• _Exercise instructions_: Reproduce every line of the listing as written, apart from the pictures.

• _Source excerpt_:
>>>>

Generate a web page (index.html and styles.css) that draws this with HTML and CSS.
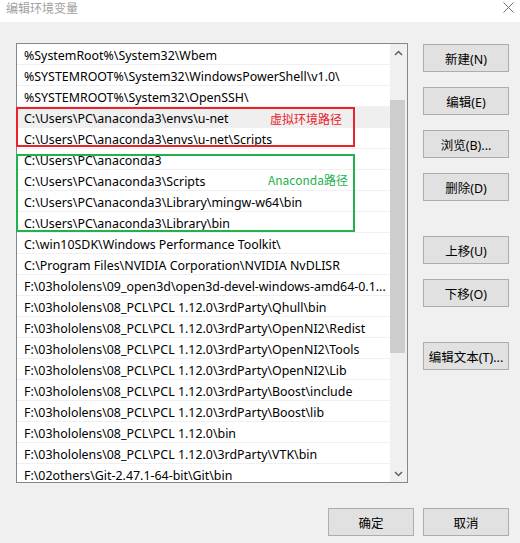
FILE: index.html
```html
<!DOCTYPE html>
<html>
	<head>
		<meta charset="UTF-8">
		<title>编辑环境变量</title>
		<link rel="stylesheet" href="styles.css">
	</head>
	<body>
		<div class="titlebar">
			<span class="title">编辑环境变量</span>
			<svg class="close" width="11" height="11" viewBox="0 0 11 11">
				<path d="M0.5 0.5L10.5 10.5M10.5 0.5L0.5 10.5" stroke="#707070" stroke-width="1" fill="none"/>
			</svg>
		</div>
		<div class="content">
			<div class="main">
				<div class="listwrap">
					<div class="list">
						<ul class="rows">
							<li>%SystemRoot%\System32\Wbem</li>
							<li>%SYSTEMROOT%\System32\WindowsPowerShell\v1.0\</li>
							<li>%SYSTEMROOT%\System32\OpenSSH\</li>
							<li class="hover">C:\Users\PC\anaconda3\envs\u-net</li>
							<li>C:\Users\PC\anaconda3\envs\u-net\Scripts</li>
							<li>C:\Users\PC\anaconda3</li>
							<li>C:\Users\PC\anaconda3\Scripts</li>
							<li>C:\Users\PC\anaconda3\Library\mingw-w64\bin</li>
							<li>C:\Users\PC\anaconda3\Library\bin</li>
							<li>C:\win10SDK\Windows Performance Toolkit\</li>
							<li>C:\Program Files\NVIDIA Corporation\NVIDIA NvDLISR</li>
							<li>F:\03hololens\09_open3d\open3d-devel-windows-amd64-0.1...</li>
							<li>F:\03hololens\08_PCL\PCL 1.12.0\3rdParty\Qhull\bin</li>
							<li>F:\03hololens\08_PCL\PCL 1.12.0\3rdParty\OpenNI2\Redist</li>
							<li>F:\03hololens\08_PCL\PCL 1.12.0\3rdParty\OpenNI2\Tools</li>
							<li>F:\03hololens\08_PCL\PCL 1.12.0\3rdParty\OpenNI2\Lib</li>
							<li>F:\03hololens\08_PCL\PCL 1.12.0\3rdParty\Boost\include</li>
							<li>F:\03hololens\08_PCL\PCL 1.12.0\3rdParty\Boost\lib</li>
							<li>F:\03hololens\08_PCL\PCL 1.12.0\bin</li>
							<li>F:\03hololens\08_PCL\PCL 1.12.0\3rdParty\VTK\bin</li>
							<li>F:\02others\Git-2.47.1-64-bit\Git\bin</li>
						</ul>
						<div class="scrollbar">
							<div class="arrow">
								<svg width="9" height="6" viewBox="0 0 9 6"><path d="M1 5L4.5 1.5L8 5" stroke="#606060" stroke-width="1.5" fill="none"/></svg>
							</div>
							<div class="track">
								<div class="thumb"></div>
							</div>
							<div class="arrow">
								<svg width="9" height="6" viewBox="0 0 9 6"><path d="M1 1L4.5 4.5L8 1" stroke="#606060" stroke-width="1.5" fill="none"/></svg>
							</div>
						</div>
					</div>
					<div class="mark mark-red"><span>虚拟环境路径</span></div>
					<div class="mark mark-green"><span>Anaconda路径</span></div>
				</div>
				<div class="side">
					<button class="btn">新建(N)</button>
					<button class="btn">编辑(E)</button>
					<button class="btn">浏览(B)...</button>
					<button class="btn">删除(D)</button>
					<button class="btn far">上移(U)</button>
					<button class="btn">下移(O)</button>
					<button class="btn far">编辑文本(T)...</button>
				</div>
			</div>
			<div class="footer">
				<button class="btn">确定</button>
				<button class="btn">取消</button>
			</div>
		</div>
	</body>
</html>
```
FILE: styles.css
```css
body, ul {
	margin: 0;
	padding: 0;
}
body {
	width: 520px;
	height: 543px;
	background: #f0f0f0;
	font: 12px "Noto Sans", "Noto Sans CJK SC", sans-serif;
	color: #000;
	overflow: hidden;
}
ul {
	list-style: none;
}
.titlebar {
	height: 22px;
	background: #fff;
	display: flex;
	align-items: flex-start;
	justify-content: space-between;
	padding: 0 6px;
}
.title {
	color: #a0a0a0;
	font-family: "Noto Sans CJK SC", sans-serif;
	font-size: 12px;
	line-height: 16px;
}
.close {
	margin-top: 2px;
}
.content {
	padding: 21px 11px 0 16px;
}
.main {
	display: flex;
	gap: 15px;
}
.listwrap {
	position: relative;
	width: 392px;
	height: 440px;
}
.list {
	box-sizing: border-box;
	width: 392px;
	height: 440px;
	border: 1px solid #828790;
	background: #fff;
	display: flex;
	overflow: hidden;
}
.rows {
	flex: 1;
	font-size: 12.4px;
}
.rows li {
	box-sizing: border-box;
	height: 21px;
	line-height: 20px;
	padding: 2px 0 0 7px;
	border-bottom: 1px solid #f0f0f0;
	white-space: nowrap;
}
.rows li.hover {
	background: #efefef;
}
.scrollbar {
	width: 17px;
	background: #f0f0f0;
	display: flex;
	flex-direction: column;
}
.arrow {
	height: 17px;
	display: flex;
	align-items: center;
	justify-content: center;
}
.track {
	flex: 1;
	padding-top: 39px;
}
.thumb {
	width: 15px;
	height: 253px;
	background: #cdcdcd;
}
.mark {
	position: absolute;
	left: 0;
	width: 339px;
	box-sizing: border-box;
	border: 2px solid;
}
.mark span {
	position: absolute;
	font-family: "Noto Sans CJK SC", sans-serif;
	font-size: 12px;
	line-height: 16px;
}
.mark-red {
	top: 64px;
	height: 40px;
	border-color: #e8232b;
}
.mark-red span {
	left: 252px;
	top: 2px;
	color: #e8232b;
}
.mark-green {
	top: 111px;
	height: 78px;
	border-color: #22b14c;
}
.mark-green span {
	left: 250px;
	top: 16px;
	color: #22b14c;
}
.side {
	display: flex;
	flex-direction: column;
	gap: 15px;
	padding-top: 1px;
}
.side .far {
	margin-top: 20px;
}
.btn {
	box-sizing: border-box;
	width: 86px;
	height: 28px;
	background: #e1e1e1;
	border: 1px solid #adadad;
	font: 12.5px "Noto Sans", "Noto Sans CJK SC", sans-serif;
	color: #000;
	padding: 0;
}
.footer {
	display: flex;
	justify-content: flex-end;
	gap: 9px;
	padding-top: 25px;
}
```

<<<<

• _Solved exercise_:
Generate a web page (index.html and styles.css) that draws this with HTML and CSS.
FILE: index.html
```html
<!DOCTYPE html>
<html>
	<head>
		<meta charset="UTF-8">
		<title>编辑环境变量</title>
		<link rel="stylesheet" href="styles.css">
	</head>
	<body>
		<div class="titlebar">
			<span class="title">编辑环境变量</span>
			<svg class="close" width="11" height="11" viewBox="0 0 11 11">
				<path d="M0.5 0.5L10.5 10.5M10.5 0.5L0.5 10.5" stroke="#707070" stroke-width="1" fill="none"/>
			</svg>
		</div>
		<div class="content">
			<div class="main">
				<div class="listwrap">
					<div class="list">
						<ul class="rows">
							<li>%SystemRoot%\System32\Wbem</li>
							<li>%SYSTEMROOT%\System32\WindowsPowerShell\v1.0\</li>
							<li>%SYSTEMROOT%\System32\OpenSSH\</li>
							<li class="hover">C:\Users\PC\anaconda3\envs\u-net</li>
							<li>C:\Users\PC\anaconda3\envs\u-net\Scripts</li>
							<li>C:\Users\PC\anaconda3</li>
							<li>C:\Users\PC\anaconda3\Scripts</li>
							<li>C:\Users\PC\anaconda3\Library\mingw-w64\bin</li>
							<li>C:\Users\PC\anaconda3\Library\bin</li>
							<li>C:\win10SDK\Windows Performance Toolkit\</li>
							<li>C:\Program Files\NVIDIA Corporation\NVIDIA NvDLISR</li>
							<li>F:\03hololens\09_open3d\open3d-devel-windows-amd64-0.1...</li>
							<li>F:\03hololens\08_PCL\PCL 1.12.0\3rdParty\Qhull\bin</li>
							<li>F:\03hololens\08_PCL\PCL 1.12.0\3rdParty\OpenNI2\Redist</li>
							<li>F:\03hololens\08_PCL\PCL 1.12.0\3rdParty\OpenNI2\Tools</li>
							<li>F:\03hololens\08_PCL\PCL 1.12.0\3rdParty\OpenNI2\Lib</li>
							<li>F:\03hololens\08_PCL\PCL 1.12.0\3rdParty\Boost\include</li>
							<li>F:\03hololens\08_PCL\PCL 1.12.0\3rdParty\Boost\lib</li>
							<li>F:\03hololens\08_PCL\PCL 1.12.0\bin</li>
							<li>F:\03hololens\08_PCL\PCL 1.12.0\3rdParty\VTK\bin</li>
							<li>F:\02others\Git-2.47.1-64-bit\Git\bin</li>
						</ul>
						<div class="scrollbar">
							<div class="arrow">
								<svg width="9" height="6" viewBox="0 0 9 6"><path d="M1 5L4.5 1.5L8 5" stroke="#606060" stroke-width="1.5" fill="none"/></svg>
							</div>
							<div class="track">
								<div class="thumb"></div>
							</div>
							<div class="arrow">
								<svg width="9" height="6" viewBox="0 0 9 6"><path d="M1 1L4.5 4.5L8 1" stroke="#606060" stroke-width="1.5" fill="none"/></svg>
							</div>
						</div>
					</div>
					<div class="mark mark-red"><span>虚拟环境路径</span></div>
					<div class="mark mark-green"><span>Anaconda路径</span></div>
				</div>
				<div class="side">
					<button class="btn">新建(N)</button>
					<button class="btn">编辑(E)</button>
					<button class="btn">浏览(B)...</button>
					<button class="btn">删除(D)</button>
					<button class="btn far">上移(U)</button>
					<button class="btn">下移(O)</button>
					<button class="btn far">编辑文本(T)...</button>
				</div>
			</div>
			<div class="footer">
				<button class="btn">确定</button>
				<button class="btn">取消</button>
			</div>
		</div>
	</body>
</html>
```
FILE: styles.css
```css
body, ul {
	margin: 0;
	padding: 0;
}
body {
	width: 520px;
	height: 543px;
	background: #f0f0f0;
	font: 12px "Noto Sans", "Noto Sans CJK SC", sans-serif;
	color: #000;
	overflow: hidden;
}
ul {
	list-style: none;
}
.titlebar {
	height: 22px;
	background: #fff;
	display: flex;
	align-items: flex-start;
	justify-content: space-between;
	padding: 0 6px;
}
.title {
	color: #a0a0a0;
	font-family: "Noto Sans CJK SC", sans-serif;
	font-size: 12px;
	line-height: 16px;
}
.close {
	margin-top: 2px;
}
.content {
	padding: 21px 11px 0 16px;
}
.main {
	display: flex;
	gap: 15px;
}
.listwrap {
	position: relative;
	width: 392px;
	height: 440px;
}
.list {
	box-sizing: border-box;
	width: 392px;
	height: 440px;
	border: 1px solid #828790;
	background: #fff;
	display: flex;
	overflow: hidden;
}
.rows {
	flex: 1;
	font-size: 12.4px;
}
.rows li {
	box-sizing: border-box;
	height: 21px;
	line-height: 20px;
	padding: 2px 0 0 7px;
	border-bottom: 1px solid #f0f0f0;
	white-space: nowrap;
}
.rows li.hover {
	background: #efefef;
}
.scrollbar {
	width: 17px;
	background: #f0f0f0;
	display: flex;
	flex-direction: column;
}
.arrow {
	height: 17px;
	display: flex;
	align-items: center;
	justify-content: center;
}
.track {
	flex: 1;
	padding-top: 39px;
}
.thumb {
	width: 15px;
	height: 253px;
	background: #cdcdcd;
}
.mark {
	position: absolute;
	left: 0;
	width: 339px;
	box-sizing: border-box;
	border: 2px solid;
}
.mark span {
	position: absolute;
	font-family: "Noto Sans CJK SC", sans-serif;
	font-size: 12px;
	line-height: 16px;
}
.mark-red {
	top: 64px;
	height: 40px;
	border-color: #e8232b;
}
.mark-red span {
	left: 252px;
	top: 2px;
	color: #e8232b;
}
.mark-green {
	top: 111px;
	height: 78px;
	border-color: #22b14c;
}
.mark-green span {
	left: 250px;
	top: 16px;
	color: #22b14c;
}
.side {
	display: flex;
	flex-direction: column;
	gap: 15px;
	padding-top: 1px;
}
.side .far {
	margin-top: 20px;
}
.btn {
	box-sizing: border-box;
	width: 86px;
	height: 28px;
	background: #e1e1e1;
	border: 1px solid #adadad;
	font: 12.5px "Noto Sans", "Noto Sans CJK SC", sans-serif;
	color: #000;
	padding: 0;
}
.footer {
	display: flex;
	justify-content: flex-end;
	gap: 9px;
	padding-top: 25px;
}
```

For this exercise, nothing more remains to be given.